The caveat with this ecosystem is that it does require the event driven service to be written as an HTTP service (see the previous question asking if your services communicate solely over TCP or HTTP).

Are you comfortable living on the bleeding edge?

This is perhaps one of the most important questions. Kubernetes, and the underlying software it is dependent upon, is constantly changing where Kubernetes itself is on a three month cadence when it comes to releases. While they do a decent job of ensuring micro point releases don’t break things, features to come and go quite frequently on the minor point releases. This holds especially true for
some of the more active components such as Knative and Tekton. Unless you or members on your team are tracking the active development announcement lists, then be prepared to encounter breaking changes during the upgrade process.
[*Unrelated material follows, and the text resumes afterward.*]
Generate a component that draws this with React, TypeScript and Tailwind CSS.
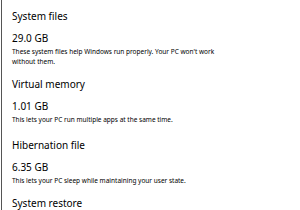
const sections = [
  {
    title: 'System files',
    size: '29.0 GB',
    lines: ["These system files help Windows run properly. Your PC won't work", 'without them.'],
    gap: 'mb-[11px]',
  },
  {
    title: 'Virtual memory',
    size: '1.01 GB',
    lines: ['This lets your PC run multiple apps at the same time.'],
    gap: 'mb-[13px]',
  },
  {
    title: 'Hibernation file',
    size: '6.35 GB',
    lines: ['This lets your PC sleep while maintaining your user state.'],
    gap: 'mb-[11px]',
  },
]

export default function App() {
  return (
    <div className="flex h-[210px] w-[300px] overflow-hidden bg-white font-['Noto_Sans',sans-serif] text-black">
      <div className="ml-[1px] w-[1px] shrink-0 bg-[#555]" />
      <div className="flex flex-col pl-[10px] pt-[9px]">
        {sections.map((s) => (
          <div key={s.title} className={s.gap}>
            <h2 className="text-[10px] leading-[14px]">{s.title}</h2>
            <div className="mt-[8px] text-[10px] leading-[14px]">{s.size}</div>
            <p className="mt-[2px] text-[6.5px] leading-[9.5px]">
              {s.lines.map((l) => (
                <span key={l} className="block">{l}</span>
              ))}
            </p>
          </div>
        ))}
        <h2 className="text-[10px] leading-[14px]">System restore</h2>
      </div>
    </div>
  )
}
Some would say this is a feature as it shows the project is active and constantly being maintained, but putting on my dusty sustaining engineer hat, this is not a recipe for success as it forces organizations leveraging the software to maintain an even more rapid cadence for updating their software to account for the breaking changes in addition to delivering value to the business they are supposed to support.

The biggest advantage to Kubernetes is that it provides a common and very powerful abstraction on top of several dependent technologies. It is agnostic about how some of the underlying can be integrated giving you ultimate say in what to use, but with that power comes the great responsibility in understanding how the underlying tools function, and keeping everything in sync.

Even though Kubenetes itself has been around for about 10 years, the core parts of it have stabilized, but it is the edges where the true flexibility comes from, and can be quite powerful if also a little jagged.